Before pulling out of the Iran deal, President Donald Trump asked for it to be revised and gave his European partners time to pick up on three issues. These were the IRGC’s role in the region, Iran’s ballistic missile program and the agreement’s sunset clauses. Trump’s visit to Saudi Arabia signaled his rejection of that part of the Obama Doctrine and the IRGC, including the Quds Force commanded by Qassem Soleimani, was classified as a Foreign Terrorist Organization and Soleimani subsequently assassinated.
In the current negotiations, one of the Iranian conditions was to remove the terrorist label from the IRGC. This is for two reasons: On the one hand, recognition of the role of the IRGC is as important to Iran as the revival of the JCPOA, while on the other hand it was to Iran’s advantage to ask for more than it received under the old deal.
Iran understood the importance of the anti-nuclear lobby in the West during the Cold War and is now using the appeal of the nuclear issue as an avenue to have its gradual takeover of the Middle East recognized and accepted. Iranian proxies like the Houthis, Hezbollah, Palestinian Islamic Jihad and close to a dozen other militias in Iraq are not only acting locally, but they are also cooperating regionally and threatening US allies in the Gulf, with recent attacks on Saudi Arabia and the UAE.
The three instances of confrontation between Iran and the US that illustrate the importance of the IRGC are: Military victories in Lebanon in the 1980s and in Iraq both in the aftermath of the US invasion and in 2006; and a victory achieved in Syria through the process of negotiations over the JCPOA.
The current revolts in Iran, Iraq and Lebanon are all against the order that the IRGC is imposing on the region.
Nadim Shehadi
The first IRGC victory was in the 1980s in Lebanon, when Shiite militias were on their way to expelling the US and a multinational force of its allies through several steps. In 1982 and 1983, the US and French embassies were attacked, and in October 1983 the US Marine barracks bombing killed 241 American personnel and 58 French. By July 1984, all Western forces were out of Lebanon and the country was in the hands of the Syrian army. This culminated in the 1989 Taif Agreement, which gave Syria and its allies a free hand in Lebanon for more than 15 years, until the Cedar Revolution of 2005.
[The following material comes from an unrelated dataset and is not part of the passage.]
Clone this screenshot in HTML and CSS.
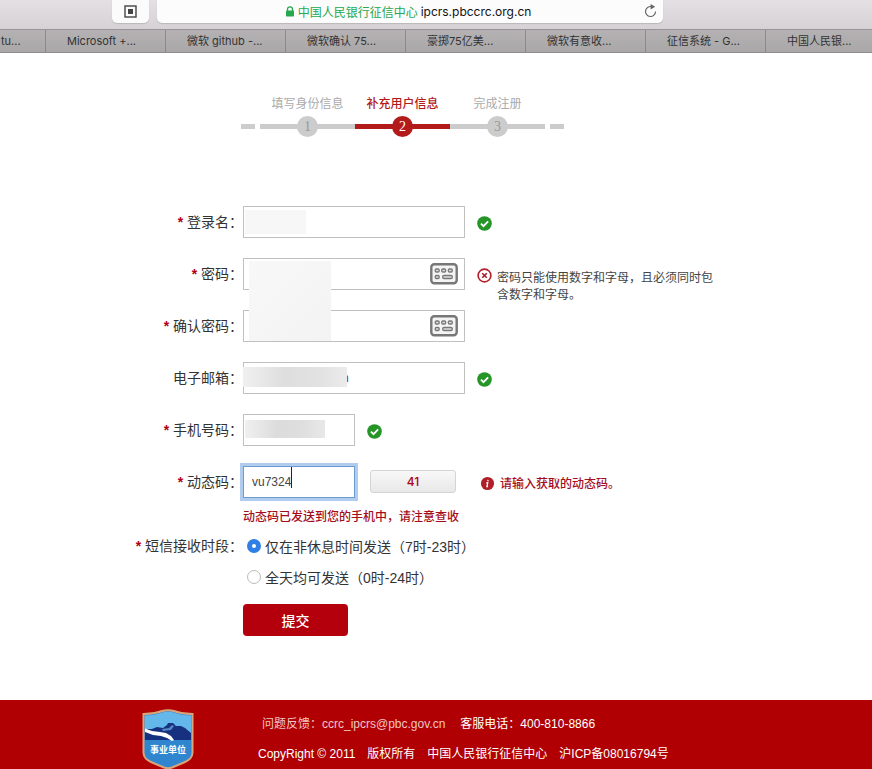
FILE: index.html
```html
<!DOCTYPE html>
<html lang="zh-CN">
<head>
  <meta charset="UTF-8" />
  <meta name="viewport" content="width=device-width, initial-scale=1" />
  <title>中国人民银行征信中心</title>
  <link rel="stylesheet" href="styles.css">
</head>
<body>

  <!-- Shared icons -->
  <svg class="sprite" aria-hidden="true">
    <symbol id="icon-ok" viewBox="0 0 16 16">
      <circle cx="8" cy="8" r="7.8" fill="#259528" />
      <path d="M4.2 8.2l2.7 2.7 5-5.2" fill="none" stroke="#fff" stroke-width="1.9" />
    </symbol>
    <symbol id="icon-error" viewBox="0 0 16 16">
      <circle cx="8" cy="8" r="6.8" fill="#fff" stroke="#b5202f" stroke-width="1.8" />
      <path d="M5.6 5.600l4.800 4.800M10.400 5.600l-4.800 4.800" stroke="#a81c2b" stroke-width="1.8" />
    </symbol>
    <symbol id="icon-info" viewBox="0 0 16 16">
      <circle cx="8" cy="8" r="7" fill="#b01e28" />
      <path d="M8.6 4.2l-.3 1.4M6.8 7.2h1.4l-.8 4h1.2" fill="none" stroke="#fff" stroke-width="1.4" />
    </symbol>
    <symbol id="icon-keyboard" viewBox="0 0 28 22">
      <rect x="1.3" y="1.3" width="25.4" height="19" rx="3" fill="#f4f4f4" stroke="#777" stroke-width="2.4" />
      <g fill="#ddd" stroke="#777" stroke-width="1.3">
        <rect x="5.2" y="6" width="4" height="3" rx="1.3" />
        <rect x="11.7" y="6" width="4" height="3" rx="1.3" />
        <rect x="18.3" y="6" width="4" height="3" rx="1.3" />
        <rect x="5.2" y="12.5" width="4" height="3" rx="1.3" />
        <rect x="12.7" y="12.5" width="9.6" height="3" rx="1.3" />
      </g>
    </symbol>
  </svg>

  <!-- Browser bar -->
  <header class="browser">
    <div class="toolbar">
      <button class="tool-btn" type="button" aria-label="阅读列表">
        <svg width="13" height="13" viewBox="0 0 13 13">
          <rect x="1" y="1" width="11" height="11" fill="none" stroke="#444" stroke-width="1.4" />
          <rect x="4" y="4" width="5" height="5" fill="#444" />
        </svg>
      </button>
      <div class="address">
        <svg width="10" height="11" viewBox="0 0 10 11">
          <path d="M2.5 5V3.3a2.5 2.5 0 0 1 5 0V5" fill="none" stroke="#27a84f" stroke-width="1.3" />
          <rect x="1" y="4.6" width="8" height="6" rx="0.8" fill="#27a84f" />
        </svg>
        <span class="owner">中国人民银行征信中心</span>
        <span class="host">ipcrs.pbccrc.org.cn</span>
        <button class="reload" type="button" aria-label="重新载入">
          <svg width="13" height="14" viewBox="0 0 13 14">
            <path d="M7.5 2.6A5 5 0 1 0 11.5 7.5" fill="none" stroke="#666" stroke-width="1.2" />
            <path d="M6.6 0l4.6 2.8-4.6 2.6z" fill="#666" />
          </svg>
        </button>
      </div>
    </div>
    <nav class="tabs">
      <a class="tab tab-cut" href="#">tu...</a>
      <a class="tab" href="#">Microsoft +...</a>
      <a class="tab" href="#">微软 github -...</a>
      <a class="tab" href="#">微软确认 75...</a>
      <a class="tab" href="#">豪掷75亿美...</a>
      <a class="tab" href="#">微软有意收...</a>
      <a class="tab" href="#">征信系统 - G...</a>
      <a class="tab" href="#">中国人民银...</a>
    </nav>
  </header>

  <main>
    <!-- Registration steps -->
    <ol class="steps">
      <li class="step"><span class="step-name">填写身份信息</span><span class="step-line"><b>1</b></span></li>
      <li class="step active"><span class="step-name">补充用户信息</span><span class="step-line"><b>2</b></span></li>
      <li class="step"><span class="step-name">完成注册</span><span class="step-line"><b>3</b></span></li>
    </ol>

    <form class="form">
      <div class="row">
        <label class="name" for="login"><i>*</i> 登录名：</label>
        <div class="field">
          <input id="login" type="text">
          <span class="mask mask-login"></span>
        </div>
        <svg class="status"><use href="#icon-ok" /></svg>
      </div>

      <div class="row">
        <label class="name" for="pwd"><i>*</i> 密码：</label>
        <div class="field">
          <input id="pwd" type="password">
          <button class="keyboard" type="button" aria-label="软键盘"><svg><use href="#icon-keyboard" /></svg></button>
          <span class="mask mask-pwd"></span>
        </div>
        <svg class="status"><use href="#icon-error" /></svg>
        <p class="message">密码只能使用数字和字母，且必须同时包含数字和字母。</p>
      </div>

      <div class="row">
        <label class="name" for="pwd2"><i>*</i> 确认密码：</label>
        <div class="field">
          <input id="pwd2" type="password">
          <button class="keyboard" type="button" aria-label="软键盘"><svg><use href="#icon-keyboard" /></svg></button>
        </div>
      </div>

      <div class="row">
        <label class="name" for="email">电子邮箱：</label>
        <div class="field">
          <input id="email" class="email" type="text" value="n">
          <span class="mask mask-email"></span>
        </div>
        <svg class="status"><use href="#icon-ok" /></svg>
      </div>

      <div class="row">
        <label class="name" for="phone"><i>*</i> 手机号码：</label>
        <div class="field short">
          <input id="phone" type="text">
          <span class="mask mask-phone"></span>
        </div>
        <svg class="status"><use href="#icon-ok" /></svg>
      </div>

      <div class="row row-code">
        <label class="name" for="code"><i>*</i> 动态码：</label>
        <div class="field short">
          <input id="code" class="focused" type="text" value="vu7324">
          <span class="caret"></span>
        </div>
        <button class="countdown" type="button">41</button>
        <svg class="status"><use href="#icon-info" /></svg>
        <p class="message warn">请输入获取的动态码。</p>
      </div>
      <p class="hint">动态码已发送到您的手机中，请注意查收</p>

      <div class="row row-radio">
        <span class="name" id="period"><i>*</i> 短信接收时段：</span>
        <div class="options" role="radiogroup" aria-labelledby="period">
          <label><input type="radio" name="period" checked>仅在非休息时间发送（7时-23时）</label>
          <label><input type="radio" name="period">全天均可发送（0时-24时）</label>
        </div>
      </div>

      <button class="submit" type="submit">提交</button>
    </form>
  </main>

  <footer>
    <svg class="badge" viewBox="0 0 52 60">
      <path d="M1.5 5Q14 4.500 20 2 26 0.500 32 2 38 4.500 50.500 5V44Q50 50 43 53L30 58.500Q26 60 22 58.500L9 53Q2 50 1.500 44Z" fill="#2f86cf" stroke="#d9a578" stroke-width="2" />
      <path d="M3 6.500Q14 6 20 3.500 26 2 32 3.500 38 6 49 6.500V31H3Z" fill="#63b7ea" />
      <path d="M3 20l7 0 5-2 6 1 4-3 1-2h5l3 3 5 0 4 2 6 5v7H3Z" fill="#15317f" />
      <path d="M3 19.500l7 2.500 8 1 6 1 5 3 3 4-2 1-5-3-6-2-8-1-8-3Z" fill="#fff" />
      <path d="M20 20l7-1 3-3 2 1-3 4-8 1Z" fill="#5686c4" />
      <text x="26" y="44" text-anchor="middle">事业单位</text>
    </svg>
    <div class="footer-text">
      <p class="contact"><span class="feedback">问题反馈：ccrc_ipcrs@pbc.gov.cn</span><span>客服电话：400-810-8866</span></p>
      <p>CopyRight © 2011　版权所有　中国人民银行征信中心　沪ICP备08016794号</p>
    </div>
  </footer>
</body>
</html>
```
FILE: styles.css
```css
* {
  box-sizing: border-box;
}

body {
  margin: 0;
  background: #fff;
  color: #333;
  font-family: "Liberation Sans", "Noto Sans CJK SC", sans-serif;
  font-size: 14px;
}

p {
  margin: 0;
}

button {
  font-family: inherit;
  cursor: pointer;
}

.sprite {
  display: none;
}

/* Browser bar */
.browser {
  font-family: Inter, "Noto Sans CJK SC", sans-serif;
}

.toolbar {
  display: flex;
  gap: 8px;
  height: 29px;
  padding: 0 209px 6px 112px;
  background: linear-gradient(#e4e0e3, #d5d1d4);
}

.tool-btn {
  width: 37px;
  padding: 0;
  border: none;
  border-radius: 0 0 5px 5px;
  background: #fbfbfb;
  box-shadow: 0 1px 1px #bbb7ba;
}

.tool-btn svg {
  display: block;
  margin: 0 auto;
}

.address {
  position: relative;
  flex: 1;
  display: flex;
  align-items: center;
  justify-content: center;
  gap: 3px;
  padding-right: 4px;
  border-radius: 0 0 5px 5px;
  background: #fcfcfc;
  box-shadow: 0 1px 1px #bbb7ba;
  font-size: 12px;
  white-space: nowrap;
}

.owner {
  color: #27a84f;
}

.host {
  color: #111;
}

.reload {
  position: absolute;
  right: 6px;
  top: 4px;
  padding: 0;
  border: none;
  background: none;
}

.reload svg {
  display: block;
}

.tabs {
  display: flex;
  height: 24px;
  overflow: hidden;
  border-top: 1px solid #989497;
  border-bottom: 1px solid #8f8b8e;
  background: linear-gradient(#b5b1b4, #aaa7a9);
}

.tab {
  flex: 0 0 120px;
  padding-left: 21px;
  border-right: 1px solid #8d898c;
  color: #333;
  font-size: 11px;
  line-height: 23px;
  text-decoration: none;
  white-space: nowrap;
}

.tab-cut {
  flex-basis: 46px;
  padding-left: 1px;
}

/* Steps */
main {
  padding: 42px 0 64px;
}

.steps {
  display: flex;
  align-items: flex-end;
  margin: 0 0 69px 241px;
  padding: 0;
  list-style: none;
}

.steps::before,
.steps::after {
  content: "";
  width: 14px;
  height: 5px;
  margin: 0 5px 8px 0;
  background: #ccc;
}

.steps::after {
  margin: 0 0 8px 5px;
}

.step {
  width: 95px;
  color: #aaa;
  text-align: center;
}

.step-name {
  display: block;
  font-size: 12px;
  line-height: 18px;
  white-space: nowrap;
}

.step-line {
  display: block;
  height: 21px;
  margin-top: 3px;
  background: linear-gradient(#ccc, #ccc) center / 100% 5px no-repeat;
}

.step b {
  display: block;
  width: 21px;
  height: 21px;
  margin: 0 auto;
  border-radius: 50%;
  background: #ccc;
  color: #999;
  font: 14px/21px "Liberation Serif", serif;
}

.active {
  color: #b31b1b;
}

.active .step-name {
  font-weight: 500;
}

.active .step-line {
  background-image: linear-gradient(#b31b1b, #b31b1b);
}

.active b {
  background: #b31b1b;
  color: #fff;
}

/* Form */
.row {
  display: flex;
  align-items: flex-start;
  min-height: 52px;
}

.name {
  flex: 0 0 243px;
  line-height: 32px;
  text-align: right;
}

.name i {
  color: #b0000f;
  font-style: normal;
  font-weight: bold;
}

.field {
  position: relative;
  width: 222px;
}

.short {
  width: 112px;
}

.field input {
  display: block;
  width: 100%;
  height: 32px;
  padding: 0 8px;
  border: 1px solid #c0c0c0;
  background: #fff;
  color: #444;
  font-family: inherit;
  font-size: 12px;
}

.field .email {
  padding-left: 98px;
}

.field .focused {
  border-color: #6c9bd0;
  outline: 3px solid #b0cdf0;
}

.caret {
  position: absolute;
  left: 48px;
  top: 1px;
  width: 1px;
  height: 21px;
  background: #222;
}

.keyboard {
  position: absolute;
  right: 7px;
  top: 5px;
  padding: 0;
  border: none;
  background: none;
}

.keyboard svg {
  display: block;
  width: 28px;
  height: 22px;
}

/* Blurred-out personal data */
.mask {
  position: absolute;
  z-index: 1;
  background: #f7f7f7;
}

.mask-login {
  left: 2px;
  top: 4px;
  width: 61px;
  height: 24px;
}

.mask-pwd {
  left: 6px;
  top: 3px;
  width: 82px;
  height: 80px;
  background: linear-gradient(135deg, #f8f8f8, #f3f3f3);
}

.mask-email {
  left: 0;
  top: 5px;
  width: 104px;
  height: 20px;
  background: linear-gradient(90deg, #f0f0f0, #dedede 40%, #e2e2e2 75%, #ebebeb);
}

.mask-phone {
  left: 2px;
  top: 6px;
  width: 80px;
  height: 18px;
  background: linear-gradient(90deg, #f0f0f0, #dcdcdc 40%, #dedede 70%, #e8e8e8);
}

.status {
  flex: none;
  width: 15px;
  height: 15px;
  margin: 10px 5px 0 12px;
}

.message {
  width: 216px;
  padding-top: 12px;
  color: #444;
  font-size: 12px;
  line-height: 17px;
}

.row-code {
  min-height: 42px;
}

.countdown {
  width: 86px;
  height: 23px;
  margin: 4px 12px 0 15px;
  padding: 0;
  border: 1px solid #d4d4d4;
  border-radius: 3px;
  background: linear-gradient(#f8f8f8, #e8e8e8);
  color: #b0000f;
  font-family: Inter, sans-serif;
  font-size: 12px;
  font-weight: 500;
}

.warn,
.hint {
  color: #a50d1c;
  font-weight: 500;
}

.warn {
  padding-top: 10px;
}

.hint {
  padding-left: 243px;
  font-size: 12px;
  line-height: 18px;
}

.row-radio {
  padding-top: 4px;
}

.options {
  padding-left: 4px;
}

.options label {
  display: flex;
  align-items: center;
  gap: 4px;
  height: 31px;
}

.options input {
  appearance: none;
  width: 14px;
  height: 14px;
  margin: 0;
  border: 1px solid #bbb;
  border-radius: 50%;
  background: #fff;
}

.options input:checked {
  border: 5px solid #2f7fe6;
}

.submit {
  display: block;
  width: 105px;
  height: 32px;
  margin: 12px 0 0 243px;
  border: none;
  border-radius: 4px;
  background: #b4000c;
  color: #fff;
  font-size: 14px;
  font-weight: 500;
}

/* Footer */
footer {
  display: flex;
  gap: 64px;
  padding: 9px 0 0 142px;
  background: #b10003;
  color: #fff;
  font-size: 12px;
}

.badge {
  display: block;
  width: 52px;
  height: 60px;
}

.badge text {
  fill: #fff;
  font-size: 9px;
  font-weight: bold;
}

.footer-text p {
  line-height: 30px;
}

.contact {
  display: flex;
  gap: 15px;
  padding-left: 4px;
}

.feedback {
  color: #f0c4c4;
}
```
The second IRGC victory was in the aftermath of the US invasion of Iraq and in the summer of 2006. Iranian-sponsored militias initially flared up the violence in southern Iraq and ethnically cleansed Sunnis from Baghdad and other areas, while the Syrian regime was pushing extremists across the border who went on to attack American soldiers and take over Mosul and other areas. This was followed by a major escalation in the summer of 2006, with violence reaching record highs and eventually driving the US out of Iraq.
The third Iranian victory was in Syria in 2015, but this time there was no fighting, as the US was neutralized through the negotiations over the JCPOA. It is alleged that Iranian Foreign Minister Javad Zarif told US Secretary of State John Kerry that he did not have a mandate to discuss anything other than the nuclear issue and that, if Iran’s role in the region was raised in the talks, he would have to leave the room. The US complied with this condition and the result was that US-trained rebels in Syria were prevented from fighting the Assad regime for fear that they would clash with the IRGC and damage the negotiations.
This resulted in the US becoming completely blind to any Iranian role in Syria, while abandoning its allies to focus on fighting Daesh in coordination with the Russians, who were also given a free hand to bomb Aleppo. The cost of all this was the devastating destruction of cities, the creation of millions of refugees and displaced people, the destabilization of surrounding countries, and arguably a contribution to the rise of the far right in Europe as a reaction to the inflow of refugees. Syrians paid the price of the Iran deal.
The current revolts in Iran, Iraq and Lebanon are all against the order that Iran’s IRGC is imposing on the region. They all have this in common: They want a future radically different from that being forced on them by Iran’s militias and hope that they will not pay the price of the next US-Iran deal.